On election day, we voted at Mt. Zion and then commenced with our own idling along Germantown Ave, one of the main arteries of Germantown (of Philadelphia, actually) and zone of convergence of so many forces and histories that give Germantown its flavor. Childless on this day, we walked and talked, responding to the vicissitudes of the space and following, like so many ramblers before us, the psychogeographic contours of the streets. We stopped and started, peeked into windows and down baker’s alleys, remarked on curiosities, snapped photos of idiosyncratic moments. We saw patterns and made connections. We made plans. We marveled. At one point, we entered a vacant corner lot, carpeted in low grass and no doubt owned by the city due to its telltale boundary fence of pressure-treated lumber. A line of young paulownia trees screened the southern edge of the lot and met at the western edge a large expanse of brick wall on the adjacent building. We felt a gravitational pull into this lot, as a space that simply felt good to be in at that moment, but also as a space of possibility in how that feeling might be used to activate the site in some new way. Flea market? Garden? Camp? Meeting place? We’d like to make plans, or plan to make plans. It takes time. It takes being in a place and living next to the people you share that place with.

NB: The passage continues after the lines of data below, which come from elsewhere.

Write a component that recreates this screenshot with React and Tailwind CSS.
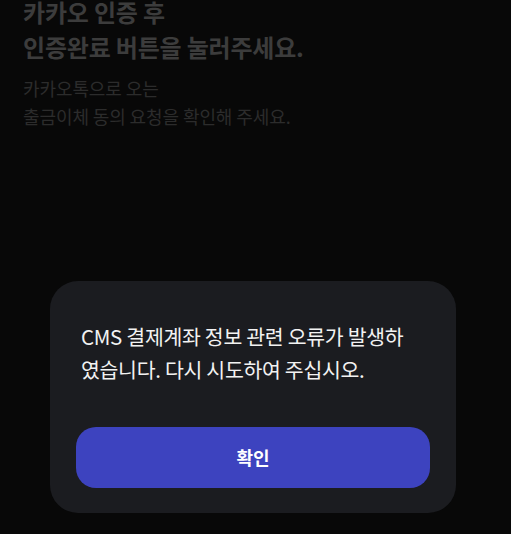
const FONT = { fontFamily: '"Noto Sans CJK KR", "Noto Sans", sans-serif' };

export default function App() {
  return (
    <div
      className="relative h-[534px] w-[511px] overflow-hidden bg-[#080808]"
      style={FONT}
    >
      {/* dimmed page behind the dialog */}
      <div className="px-[23px]">
        <h1 className="-mt-[6px] text-[24px] font-bold leading-[35px] tracking-[-0.2px] text-[#3c3c3c]">
          카카오 인증 후
          <br />
          인증완료 버튼을 눌러주세요.
        </h1>
        <p className="mt-[10px] text-[18px] leading-[28px] tracking-[-0.1px] text-[#2c2c2c]">
          카카오톡으로 오는
          <br />
          출금이체 동의 요청을 확인해 주세요.
        </p>
      </div>

      {/* dialog */}
      <div className="absolute left-[50px] top-[281px] w-[406px] rounded-[28px] bg-[#1b1c20] px-[26px] pb-[25px] pt-[39px]">
        <p className="px-[5px] text-[20.5px] leading-[33px] tracking-[-0.3px] text-[#f2f2f2]">
          CMS 결제계좌 정보 관련 오류가 발생하
          <br />
          였습니다. 다시 시도하여 주십시오.
        </p>
        <button
          type="button"
          className="mt-[41px] flex h-[61px] w-full items-center justify-center rounded-[20px] bg-[#3d43bf] text-[18px] font-bold text-white"
        >
          확인
        </button>
      </div>
    </div>
  );
}
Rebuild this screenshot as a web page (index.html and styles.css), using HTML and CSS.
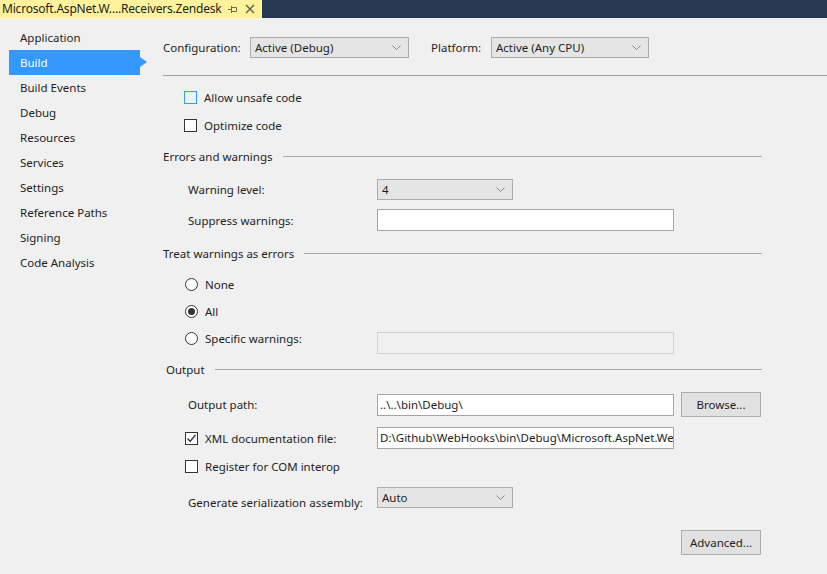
FILE: index.html
```html
<!DOCTYPE html>
<html>
<head>
<meta charset="utf-8">
<link rel="stylesheet" href="styles.css">
</head>
<body>
<div class="tabbar">
  <div class="tab">
    <span class="tab-title">Microsoft.AspNet.W....Receivers.Zendesk</span>
    <svg class="pin" width="10" height="8" viewBox="0 0 10 8"><path d="M0 4.5H3.5M3.5 1V8M3.5 2.5H8.5V6.5H3.5" fill="none" stroke="#6b6a55" stroke-width="1"/></svg>
    <svg class="close" width="10" height="10" viewBox="0 0 10 10"><path d="M1 1L9 9M9 1L1 9" fill="none" stroke="#5e5d4c" stroke-width="1.4"/></svg>
  </div>
</div>
<div class="tabgap"></div>
<div class="main">
  <nav class="sidebar">
    <div class="nav-item">Application</div>
    <div class="nav-item active">Build</div>
    <div class="nav-item">Build Events</div>
    <div class="nav-item">Debug</div>
    <div class="nav-item">Resources</div>
    <div class="nav-item">Services</div>
    <div class="nav-item">Settings</div>
    <div class="nav-item">Reference Paths</div>
    <div class="nav-item">Signing</div>
    <div class="nav-item">Code Analysis</div>
  </nav>
  <div class="content">
    <div class="config-row">
      <span class="lbl-config">Configuration:</span>
      <div class="combo combo-config"><span>Active (Debug)</span><svg width="9" height="5" viewBox="0 0 9 5"><path d="M0.5 0.5L4.5 4.5L8.5 0.5" fill="none" stroke="#8a8a8a"/></svg></div>
      <span class="lbl-platform">Platform:</span>
      <div class="combo combo-platform"><span>Active (Any CPU)</span><svg width="9" height="5" viewBox="0 0 9 5"><path d="M0.5 0.5L4.5 4.5L8.5 0.5" fill="none" stroke="#8a8a8a"/></svg></div>
    </div>
    <div class="rule"></div>

    <div class="section">
      <div class="checks">
        <div class="check-row"><span class="cb cb-hover"></span>Allow unsafe code</div>
        <div class="check-row"><span class="cb"></span>Optimize code</div>
      </div>

      <div class="group-head">Errors and warnings</div>
      <div class="form-row row-warn">
        <span class="form-lbl">Warning level:</span>
        <div class="combo combo-small"><span>4</span><svg width="9" height="5" viewBox="0 0 9 5"><path d="M0.5 0.5L4.5 4.5L8.5 0.5" fill="none" stroke="#8a8a8a"/></svg></div>
      </div>
      <div class="form-row row-suppress">
        <span class="form-lbl">Suppress warnings:</span>
        <div class="tb"></div>
      </div>

      <div class="group-head head-treat">Treat warnings as errors</div>
      <div class="radios">
        <div class="radio-row"><span class="rb"></span>None</div>
        <div class="radio-row"><span class="rb rb-on"></span>All</div>
        <div class="radio-row"><span class="rb"></span><span class="radio-lbl">Specific warnings:</span><div class="tb tb-disabled"></div></div>
      </div>

      <div class="group-head head-output">Output</div>
      <div class="form-row row-outpath">
        <span class="form-lbl">Output path:</span>
        <div class="tb">..\..\bin\Debug\</div>
        <div class="btn">Browse...</div>
      </div>
      <div class="form-row row-xml">
        <span class="form-lbl check-lbl"><span class="cb cb-checked"><svg width="11" height="11" viewBox="0 0 11 11"><path d="M1.5 5.5L4.2 8.2L9.5 2" fill="none" stroke="#333" stroke-width="1.3"/></svg></span>XML documentation file:</span>
        <div class="tb">D:\Github\WebHooks\bin\Debug\Microsoft.AspNet.WebHooks.Receivers.Zendesk.xml</div>
      </div>
      <div class="form-row row-com">
        <span class="form-lbl check-lbl"><span class="cb"></span>Register for COM interop</span>
      </div>
      <div class="form-row row-serial">
        <span class="form-lbl serial-lbl">Generate serialization assembly:</span>
        <div class="combo combo-small"><span>Auto</span><svg width="9" height="5" viewBox="0 0 9 5"><path d="M0.5 0.5L4.5 4.5L8.5 0.5" fill="none" stroke="#8a8a8a"/></svg></div>
      </div>
      <div class="row-advanced">
        <div class="btn">Advanced...</div>
      </div>
    </div>
  </div>
</div>
</body>
</html>
```
FILE: styles.css
```css
* { box-sizing: border-box; }
body {
  margin: 0;
  width: 827px;
  height: 574px;
  overflow: hidden;
  background: #f0f0f0;
  font-family: "Noto Sans", "Open Sans", sans-serif;
  font-size: 11.5px;
  color: #1e1e1e;
}
.tabbar { height: 18px; background: #293955; display: flex; }
.tab {
  width: 262px;
  background: #fff29d;
  display: flex;
  align-items: center;
  padding: 0 7px 0 2px;
}
.tab-title { flex: 1; line-height: 18px; font-size: 12px; letter-spacing: -0.2px; white-space: nowrap; overflow: hidden; color: #1e1e1e; }
.pin { margin-left: 4px; flex: none; }
.close { margin-left: 7px; flex: none; }
.tabgap { height: 2px; background: linear-gradient(to right, #faf6dc 0 262px, #eceef2 262px); }

.main { display: flex; }
.sidebar { width: 145px; flex: none; padding-top: 5px; }
.nav-item { height: 25px; line-height: 25px; padding-left: 20px; white-space: nowrap; position: relative; }
.nav-item.active {
  background: #3399ff;
  color: #fff;
  margin-left: 9px;
  padding-left: 11px;
  width: 131px;
}
.nav-item.active::after {
  content: "";
  position: absolute;
  right: -7px;
  top: 7px;
  border-left: 7px solid #3399ff;
  border-top: 5.5px solid transparent;
  border-bottom: 5.5px solid transparent;
}

.content { flex: 1; padding-top: 17px; padding-left: 18px; }
.config-row { display: flex; align-items: center; height: 21px; }
.lbl-config { width: 87px; }
.lbl-platform { margin-left: 22px; width: 60px; }
.combo {
  height: 21px;
  background: #e5e5e5;
  border: 1px solid #acacac;
  display: flex;
  align-items: center;
  justify-content: space-between;
  padding: 0 7px 0 4px;
  white-space: nowrap;
}
.combo-config { width: 159px; }
.combo-platform { width: 158px; }
.combo-small { width: 136px; }
.rule { height: 1px; background: #a0a0a0; margin-top: 17px; }

.section { width: 599px; }
.checks { margin-top: 7px; padding-left: 21px; }
.check-row { height: 28px; display: flex; align-items: center; }
.cb {
  width: 13px;
  height: 13px;
  border: 1px solid #333;
  background: #fff;
  margin-right: 7px;
  flex: none;
  display: inline-flex;
  align-items: center;
  justify-content: center;
}
.cb-hover { border-color: #3399ff; background: #eaf3fc; }

.group-head { display: flex; align-items: center; height: 20px; margin-top: 7px; white-space: nowrap; }
.group-head::after { content: ""; flex: 1; height: 1px; background: #a8a8a8; margin-left: 10px; }
.head-treat { margin-top: 12px; }
.head-output { margin-top: 7px; padding-left: 3px; }

.form-row { display: flex; align-items: center; padding-left: 25px; }
.form-lbl { width: 189px; flex: none; white-space: nowrap; }
.check-lbl { display: flex; align-items: center; margin-left: -3px; width: 192px; }
.row-warn { margin-top: 13px; height: 21px; }
.row-suppress { margin-top: 9px; height: 22px; }

.tb {
  width: 297px;
  height: 22px;
  background: #fff;
  border: 1px solid #a5a5a5;
  padding-left: 2px;
  line-height: 20px;
  white-space: nowrap;
  overflow: hidden;
}
.tb-disabled { background: #f0f0f0; border-color: #d2d2d2; align-self: flex-start; margin-top: 7px; }

.radios { margin-top: 8px; padding-left: 22px; }
.radio-row { height: 27px; display: flex; align-items: center; }
.radio-lbl { width: 172px; flex: none; }
.rb {
  width: 13px;
  height: 13px;
  border: 1px solid #333;
  border-radius: 50%;
  background: #fff;
  margin-right: 7px;
  flex: none;
  display: inline-flex;
  align-items: center;
  justify-content: center;
}
.rb-on::after { content: ""; width: 7px; height: 7px; border-radius: 50%; background: #333; }

.btn {
  width: 80px;
  height: 25px;
  background: #e1e1e1;
  border: 1px solid #adadad;
  display: flex;
  align-items: center;
  justify-content: center;
  white-space: nowrap;
}
.row-outpath { margin-top: 13px; height: 25px; }
.row-outpath .btn { margin-left: 7px; }
.row-xml { margin-top: 10px; height: 22px; }
.row-com { margin-top: 6px; height: 22px; }
.row-serial { margin-top: 10px; height: 21px; align-items: flex-start; }
.serial-lbl { margin-top: 8px; line-height: 16px; }
.row-advanced { margin-top: 22px; display: flex; justify-content: flex-end; padding-right: 1px; }
```
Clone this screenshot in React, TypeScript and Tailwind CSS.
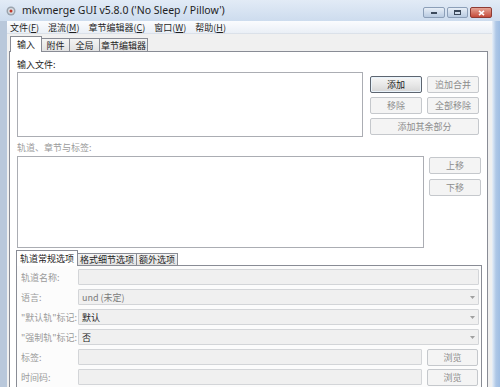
import React from 'react';

const cjk = "font-['Noto_Sans_CJK_SC','Noto_Sans',sans-serif]";

function Btn({ label, w, primary, disabled = true }: { label: string; w: string; primary?: boolean; disabled?: boolean }) {
  return (
    <div
      className={`${w} h-[17px] shrink-0 flex items-center justify-center rounded-[2px] border text-[9px] leading-none ${
        primary
          ? 'border-[#5d6570] bg-gradient-to-b from-[#f6f6f6] via-[#e8e8e8] to-[#d6d6d6] text-[#1a1a1a] shadow-[inset_0_0_0_1px_#e9f3fb]'
          : disabled
          ? 'border-[#c5c8cc] bg-[#f4f4f4] text-[#8c8c8c]'
          : 'border-[#707070] bg-[#e9e9e9] text-[#1a1a1a]'
      }`}
    >
      {label}
    </div>
  );
}

function Field({ value, combo, dark }: { value?: string; combo?: boolean; dark?: boolean }) {
  return (
    <div className="flex-1 h-[16px] flex items-center border border-[#d3d5d8] rounded-[1px] bg-[#f0f0f0] px-[3px]">
      <span className={`text-[9px] leading-none ${dark ? 'text-[#222]' : 'text-[#7a7a7a]'}`}>{value}</span>
      {combo && (
        <svg className="ml-auto" width="5" height="3" viewBox="0 0 5 3">
          <path d="M0 0h5L2.5 3z" fill="#a0a0a0" />
        </svg>
      )}
    </div>
  );
}

function Row({ label, children }: { label: string; children: React.ReactNode }) {
  return (
    <div className="flex items-center h-[16px] shrink-0">
      <div className="w-[57px] text-[9px] leading-none text-[#9a9a9a] whitespace-nowrap">{label}</div>
      <div className="flex flex-1 items-center gap-[5px]">{children}</div>
    </div>
  );
}

export default function App() {
  return (
    <div className={`w-[500px] h-[387px] overflow-hidden flex flex-col bg-[#bccde3] ${cjk}`}>
      {/* title bar */}
      <div className="h-[21px] shrink-0 flex items-center bg-gradient-to-b from-[#e2ebf6] to-[#cddcee] pl-[6px] pr-[8px]">
        <svg width="10" height="10" viewBox="0 0 10 10" className="mr-[6px]">
          <circle cx="5" cy="5" r="4.5" fill="#9aa3ad" />
          <circle cx="5" cy="5" r="3" fill="#d8dde2" />
          <circle cx="5" cy="5" r="1.5" fill="#c0392b" />
        </svg>
        <span className="font-['Noto_Sans',sans-serif] text-[10.5px] text-[#1e1e1e] leading-none whitespace-nowrap">
          mkvmerge GUI v5.8.0 ('No Sleep / Pillow')
        </span>
        <div className="ml-auto flex items-center gap-[2px] mt-[4px]">
          <div className="w-[22px] h-[11px] rounded-[2px] border border-[#8c9fb8] bg-gradient-to-b from-[#e7eef7] to-[#b9cbe1] flex items-end justify-center pb-[3px]">
            <div className="w-[6px] h-[2px] bg-[#3c4a5c]" />
          </div>
          <div className="w-[21px] h-[11px] rounded-[2px] border border-[#8c9fb8] bg-gradient-to-b from-[#e7eef7] to-[#b9cbe1] flex items-center justify-center">
            <div className="w-[7px] h-[5px] border border-[#3c4a5c] border-t-2" />
          </div>
          <div className="w-[22px] h-[11px] rounded-[2px] border border-[#8e3b33] bg-gradient-to-b from-[#e5a395] to-[#c44a3a] flex items-center justify-center">
            <svg width="7" height="6" viewBox="0 0 7 6">
              <path d="M1 0.8L6 5.2M6 0.8L1 5.2" stroke="#fff" strokeWidth="1.6" />
            </svg>
          </div>
        </div>
      </div>

      <div className="flex flex-1 min-h-0">
        <div className="w-[7px] shrink-0 bg-[#b9c8db]" />
        <div className="flex-1 min-w-0 flex flex-col bg-[#f0f0f0]">
          {/* menu bar */}
          <div className="h-[13px] shrink-0 flex items-center gap-[9px] pl-[3px] bg-gradient-to-b from-[#fbfcfe] to-[#eaeff6] border-b border-[#dbe1e9] text-[9px] leading-none text-[#1e1e1e]">
            <span>文件(<u>F</u>)</span>
            <span>混流(<u>M</u>)</span>
            <span>章节编辑器(<u>C</u>)</span>
            <span>窗口(<u>W</u>)</span>
            <span>帮助(<u>H</u>)</span>
          </div>

          {/* main tabs */}
          <div className="flex flex-col flex-1 min-h-0 pl-[2px] pr-[4px] pt-[2px]">
            <div className="flex shrink-0 items-end h-[15px] pl-[1px] text-[9px] leading-none text-[#1e1e1e]">
              <div className="h-[16px] w-[32px] -mb-[1px] bg-white border border-b-0 border-[#898c95] flex items-center justify-center relative z-10">输入</div>
              <div className="h-[13px] w-[28px] bg-gradient-to-b from-[#f4f4f4] to-[#e2e2e2] border border-l-0 border-b-0 border-[#898c95] flex items-center justify-center">附件</div>
              <div className="h-[13px] w-[30px] bg-gradient-to-b from-[#f4f4f4] to-[#e2e2e2] border border-l-0 border-b-0 border-[#898c95] flex items-center justify-center">全局</div>
              <div className="h-[13px] w-[48px] bg-gradient-to-b from-[#f4f4f4] to-[#e2e2e2] border border-l-0 border-b-0 border-[#898c95] flex items-center justify-center">章节编辑器</div>
            </div>
            <div className="flex-1 min-h-0 bg-white border border-[#898c95] border-b-0 pl-[7px] pr-[6px] pt-[6px] flex flex-col overflow-hidden">
              <div className="h-[12px] shrink-0 flex items-center text-[9px] leading-none text-[#1e1e1e]">输入文件:</div>
              <div className="flex shrink-0 mt-[2px] gap-[7px]">
                <div className="w-[346px] h-[65px] border border-[#abadb3] bg-white" />
                <div className="flex flex-col gap-[4px] pt-[4px]">
                  <div className="flex gap-[5px]">
                    <Btn label="添加" w="w-[52px]" primary disabled={false} />
                    <Btn label="追加合并" w="w-[52px]" />
                  </div>
                  <div className="flex gap-[5px]">
                    <Btn label="移除" w="w-[52px]" />
                    <Btn label="全部移除" w="w-[52px]" />
                  </div>
                  <Btn label="添加其余部分" w="w-[109px]" />
                </div>
              </div>

              <div className="h-[12px] shrink-0 mt-[4px] flex items-center text-[9px] leading-none text-[#9a9a9a]">轨道、章节与标签:</div>
              <div className="flex shrink-0 mt-[3px] gap-[5px]">
                <div className="w-[407px] h-[92px] border border-[#abadb3] bg-white" />
                <div className="flex flex-col gap-[5px] pt-[1px]">
                  <Btn label="上移" w="w-[52px]" />
                  <Btn label="下移" w="w-[52px]" />
                </div>
              </div>

              {/* inner tabs */}
              <div className="mt-[2px] shrink-0 -ml-[1px] w-[466px] flex flex-col">
                <div className="flex shrink-0 items-end h-[15px] text-[9px] leading-none text-[#1e1e1e]">
                  <div className="h-[16px] w-[62px] -mb-[1px] bg-white border border-b-0 border-[#898c95] flex items-center justify-center relative z-10">轨道常规选项</div>
                  <div className="h-[12px] w-[59px] bg-gradient-to-b from-[#f4f4f4] to-[#e2e2e2] border border-l-0 border-b-0 border-[#898c95] flex items-center justify-center">格式细节选项</div>
                  <div className="h-[12px] w-[41px] bg-gradient-to-b from-[#f4f4f4] to-[#e2e2e2] border border-l-0 border-b-0 border-[#898c95] flex items-center justify-center">额外选项</div>
                </div>
                <div className="shrink-0 border border-[#898c95] border-b-0 bg-[#fcfcfc] pl-[4px] pr-[2px] pt-[3px] flex flex-col gap-[4px] h-[140px]">
                  <Row label="轨道名称:"><Field /></Row>
                  <Row label="语言:"><Field value="und (未定)" combo /></Row>
                  <Row label={'"默认轨"标记:'}><Field value="默认" combo dark /></Row>
                  <Row label={'"强制轨"标记:'}><Field value="否" combo dark /></Row>
                  <Row label="标签:">
                    <Field />
                    <Btn label="浏览" w="w-[51px] mr-[1px]" />
                  </Row>
                  <Row label="时间码:">
                    <Field />
                    <Btn label="浏览" w="w-[51px] mr-[1px]" />
                  </Row>
                </div>
              </div>
            </div>
          </div>
        </div>
        <div className="w-[8px] shrink-0 bg-gradient-to-r from-[#e9f0f8] via-[#aec7e6] to-[#9fbde3]" />
      </div>
    </div>
  );
}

Posted on August 7th, 2011 in musings and tagged democracy, leadership, politics
Wandering through the archives of this blog, I found a post I wrote just a few days after Obama was elected in November of 2008. I recognized in it the feeling of momentousness with respect to the election of Obama, but what I had forgotten was the sharpness of my skepticism and frustration around American politics. Not surprising, of course, given how spectacularly bitter that 2008 campaign season was—and here we are again at the beginning of the next one. At that time I wrote:
Apparently, I sober up pretty quick, because, while Obama’s achievement is impressive, it must be understood within the context of a demonstrably corrupt and increasingly militarized and corporatized neoliberal political system. Yes, Obama won — and I may take pleasure at that because I support the winning side this time — but he won in no small part because of his superior gamesmanship, by playing the game better than his opponents. The rules of this political and electoral game have absolutely not changed. A more productive “hope” we might have now is that under this new leadership there might arise the possibility to change the nature of the American political system. Will Obama work to change the rules of the game now that he has been elected? Will the Clintonites with whom he is apparently surrounding himself change the rules? Will they change the rules (as Bush did) to consolidate and secure power, or to distribute power? Emerging from the hazy warmth of the election, I ask: With this incredibly significant democratic event, how do we leverage this slight shift towards the Center-Left to do the work that needs to be done in order to (re)build a civil society where economic and social justice extend to all of our fellow citizens? How can we work to open up authentic spaces for participation, discourse, and difference?
2 plus years on, in the putrid wake of the recent debt-ceiling debacle, there’s not much to feel optimistic about when it comes to government and its so-called leadership around the really pressing, urgent problems we face. The dysfunction is structural, embedded in the fabric of our political culture and possibly in the very strain of “representative” democracy that is our system of governance. The current political paradigm is one of extreme polemics and banal partisanship, a context that prohibits politicians (with few exceptions) from creatively addressing any of these systematic problems. Understanding our current political situation in terms of paradigms is useful because, as Thomas Kuhn has so aptly pointed out in the history of science, the dominant paradigm constitutes the frame through which we view (and subsequently make) the world. It is only through a profound shift in the dominant paradigm that truly new approaches and methods can be developed—that is, entirely new worldviews which might completely recalibrate our relationship to the world and each other.
We heard much in last few weeks about the “leadership” of the respective parties within congress, and Obama and his administration count among that “leadership” cadre as well. Sometimes the term was used descriptively to refer to the senior members of the Senate or the House; sometimes it was used pejoratively as jibe to force the other side live up to what is implied by the designation. Regardless, the more I heard about—and from—the “leadership,” the more hollow it sounded. Not only are these political actors constrained by the current, death-embracing political paradigm, but they are also lacking so many qualities that might lead to innovative approaches to our most urgent problems: empathy, humility, an understanding of genuine collaboration, ecosystem awareness, critical consciousness, a willingness to fail productively (and on and on perhaps). In a recent interview, Otto Scharmer of Theory U fame (I borrow “ecosystem awareness” from him) has this to say about leadership:
Today, if you talk with leadership practitioners, everyone gives you the same thing—which is change and institutional transformation. Everyone. What is that? If you unpack that, what is the nature of change? Well, it is transforming consciousness. Because change essentially is helping people to see the bigger picture, to see that they are part of a bigger picture. You level people up from a more narrow, egocentric perspective to a perspective where you take into account the views of other stakeholders, and maybe even of the larger ecosystem that you are a part of. So, real change practitioners, institutional leaders today all deal with consciousness. You deal with the transformation of who man is in consciousness. That’s what change work is about.
It’s possible that government may yet have a role to play in such transformation—but it’s so hard to see on the macro level, within the monolith that is the American national political system where brute force and gamesmanship (theatrical or not) make up the modus operandi. The change work that Scharmer describes, if it is to be meaningful, will have a profound practical impact on people’s lives, but it will also dwell in the realm of consciousness where the first steps toward a paradigm shift must occur.